Koperasi juga menciptakan kesempatan yang sama untuk setiap anggotanya. Salah satu prinsip koperasi ICA yaitu, “voluntary and open membership”, menjamin kesamaan dan kesetaraan di antara anggotanya. Lebih jauh pasal 5a UU 25/92 menyebutkan bahwa “keaggotaan bersifat sukarela dan terbuka”.
Penjelasan pasal ini diuraikan lebih lanjut melalui penjelasannya bahwa, “keanggotaan tidak dilakukan pembatasan atau diskriminasi dalam bentuk apapun”. Prinsip “voluntary and open membership” ini membuka “kesempatan yang sama” bagi setiap orang. Dengan demikian, melalui koperasi, anggota bisa memiliki kesempatan yang sama untuk mewujudkan kesejahteraan ekonominya.
Prinsip koperasi, baik menurut ICA maupun menurut undang-undang yang berlaku, sudah menunjukkan bahwa syarat untuk mencapai tujuan kesejahteraan sosial sudah dipenuhi oleh koperasi.
Persyaratan yang kedua untuk mencapai kesejahteraan sosial adalah “imbalan” atas “upaya”. Dalam prakter koperasi ada yang dikenal dengan konsep “Sisa Hasil Usaha” atau yang lazim disebut sebagai SHU.
SHU ini adalah “imbalan” yang diterima oleh anggota sebagai akibat dari “interaksinya” dengan koperasi.
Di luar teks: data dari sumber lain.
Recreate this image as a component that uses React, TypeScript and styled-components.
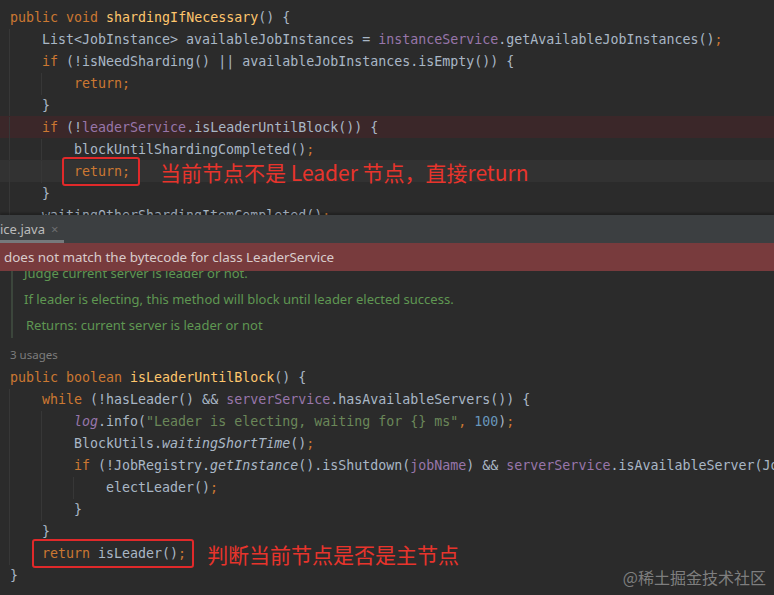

Imbalan ini diterima oleh amggota sesuai dengan intensitas anggota dalam menggunakan jasa yang disediakan oleh koperasi. Setiap anggota akan menerima SHU yang berbeda dari satu sama lainnya, tergantung kepada “keaktifan” masing-masing anggota untuk memanfaatkan jasa koperasinya.
Di dalam koperasi, pembagian pembagian SHU ini juga dijamin oleh UU 25/1992. Bab IX, pasal 45 pada undang-undang ini menyebutkan, “Sisa Hasil Usaha …, dibagikan kepada anggota sebanding dengan jasa usaha yang dilakukan oleh, masing-masing anggota dengan Koperasi,…”.
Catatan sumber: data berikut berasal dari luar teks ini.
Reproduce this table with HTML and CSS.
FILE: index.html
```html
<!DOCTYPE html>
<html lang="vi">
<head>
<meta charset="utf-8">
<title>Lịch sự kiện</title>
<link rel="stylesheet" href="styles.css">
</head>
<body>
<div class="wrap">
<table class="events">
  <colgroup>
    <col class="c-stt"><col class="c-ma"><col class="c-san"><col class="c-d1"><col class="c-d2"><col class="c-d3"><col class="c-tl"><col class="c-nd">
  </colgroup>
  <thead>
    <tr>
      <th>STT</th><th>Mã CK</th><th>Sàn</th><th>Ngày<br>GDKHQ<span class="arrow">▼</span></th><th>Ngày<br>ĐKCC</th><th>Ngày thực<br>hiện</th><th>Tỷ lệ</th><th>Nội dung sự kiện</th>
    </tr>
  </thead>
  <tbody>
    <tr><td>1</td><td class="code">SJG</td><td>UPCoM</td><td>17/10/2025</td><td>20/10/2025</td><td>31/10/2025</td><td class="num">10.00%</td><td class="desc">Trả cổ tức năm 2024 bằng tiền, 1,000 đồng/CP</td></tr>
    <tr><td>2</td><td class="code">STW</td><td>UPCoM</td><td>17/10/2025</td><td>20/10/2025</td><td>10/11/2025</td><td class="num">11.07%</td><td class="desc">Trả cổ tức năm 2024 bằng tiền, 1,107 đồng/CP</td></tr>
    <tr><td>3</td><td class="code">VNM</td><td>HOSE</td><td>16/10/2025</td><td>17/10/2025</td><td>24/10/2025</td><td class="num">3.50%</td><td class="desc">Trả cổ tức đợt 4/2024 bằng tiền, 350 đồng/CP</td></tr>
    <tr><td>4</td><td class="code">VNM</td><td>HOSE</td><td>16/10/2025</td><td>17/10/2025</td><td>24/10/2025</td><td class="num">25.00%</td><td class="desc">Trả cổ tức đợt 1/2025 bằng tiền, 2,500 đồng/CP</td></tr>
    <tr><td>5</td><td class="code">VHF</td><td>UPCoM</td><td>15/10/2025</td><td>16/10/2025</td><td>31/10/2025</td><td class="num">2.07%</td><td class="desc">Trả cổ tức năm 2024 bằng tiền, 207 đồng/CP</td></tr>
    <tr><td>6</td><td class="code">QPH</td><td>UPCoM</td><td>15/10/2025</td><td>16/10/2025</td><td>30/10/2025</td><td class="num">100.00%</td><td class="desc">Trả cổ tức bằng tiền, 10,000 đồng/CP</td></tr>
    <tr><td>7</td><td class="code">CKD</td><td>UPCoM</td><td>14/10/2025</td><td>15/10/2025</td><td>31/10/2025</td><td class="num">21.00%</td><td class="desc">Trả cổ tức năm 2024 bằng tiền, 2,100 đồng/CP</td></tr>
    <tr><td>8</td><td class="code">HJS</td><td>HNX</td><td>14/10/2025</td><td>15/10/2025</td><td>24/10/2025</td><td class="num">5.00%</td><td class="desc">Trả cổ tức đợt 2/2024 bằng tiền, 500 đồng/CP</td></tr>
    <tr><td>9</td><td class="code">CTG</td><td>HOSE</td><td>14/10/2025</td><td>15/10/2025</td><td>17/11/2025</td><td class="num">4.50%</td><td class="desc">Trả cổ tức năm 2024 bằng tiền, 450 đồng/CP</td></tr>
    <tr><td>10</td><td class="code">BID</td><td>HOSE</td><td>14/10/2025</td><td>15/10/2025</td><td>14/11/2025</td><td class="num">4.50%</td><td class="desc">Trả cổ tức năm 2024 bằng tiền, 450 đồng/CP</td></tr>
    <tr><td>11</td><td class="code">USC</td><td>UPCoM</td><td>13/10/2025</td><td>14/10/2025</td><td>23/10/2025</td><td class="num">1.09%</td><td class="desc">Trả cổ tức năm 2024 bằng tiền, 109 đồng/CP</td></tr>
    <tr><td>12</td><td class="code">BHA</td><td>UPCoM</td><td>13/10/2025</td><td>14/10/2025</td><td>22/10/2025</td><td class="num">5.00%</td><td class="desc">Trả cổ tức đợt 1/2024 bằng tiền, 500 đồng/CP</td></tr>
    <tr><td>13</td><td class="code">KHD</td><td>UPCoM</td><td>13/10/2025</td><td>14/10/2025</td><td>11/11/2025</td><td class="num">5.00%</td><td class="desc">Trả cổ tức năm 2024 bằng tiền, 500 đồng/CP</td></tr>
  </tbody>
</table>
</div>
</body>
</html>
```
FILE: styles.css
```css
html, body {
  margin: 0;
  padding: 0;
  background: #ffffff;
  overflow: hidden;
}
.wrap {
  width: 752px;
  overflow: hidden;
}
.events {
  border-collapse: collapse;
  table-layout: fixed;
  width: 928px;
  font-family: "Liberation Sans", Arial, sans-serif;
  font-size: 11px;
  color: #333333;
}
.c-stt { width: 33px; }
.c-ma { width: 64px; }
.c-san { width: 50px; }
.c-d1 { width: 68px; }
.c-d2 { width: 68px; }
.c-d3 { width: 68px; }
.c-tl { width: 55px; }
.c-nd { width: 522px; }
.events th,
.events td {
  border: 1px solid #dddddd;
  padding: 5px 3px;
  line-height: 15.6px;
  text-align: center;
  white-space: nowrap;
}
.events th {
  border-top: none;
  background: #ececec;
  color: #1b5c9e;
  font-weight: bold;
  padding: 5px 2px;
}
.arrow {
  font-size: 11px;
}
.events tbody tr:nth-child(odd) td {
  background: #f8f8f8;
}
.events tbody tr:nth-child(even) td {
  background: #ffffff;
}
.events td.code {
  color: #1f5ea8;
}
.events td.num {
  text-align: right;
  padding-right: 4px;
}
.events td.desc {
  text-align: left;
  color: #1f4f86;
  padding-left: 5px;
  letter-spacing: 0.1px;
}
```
Seperti yang sudah kita lihat di atas, koperasi sebagai suatu organisasi memang sudah dilengkapi dengan “perangkat” untuk mewujudkan keadilan sosial. Aturan main yang menjamin terwujudnya kedua persyaratan tersebut juga sudah jelas dijamin oleh undang-undang yang belaku. Mereplikasi keberadaan koperasi di seluruh wilayah Indonesia akan mereplikasi pula persyaratan untuk mencapai keadilan sosial. Berkembang tumbuhnya koperasi di Indonesia akan membuka “jalan” untuk menciptakan keadilan sosial bagi seluruh rakyat Indonesia.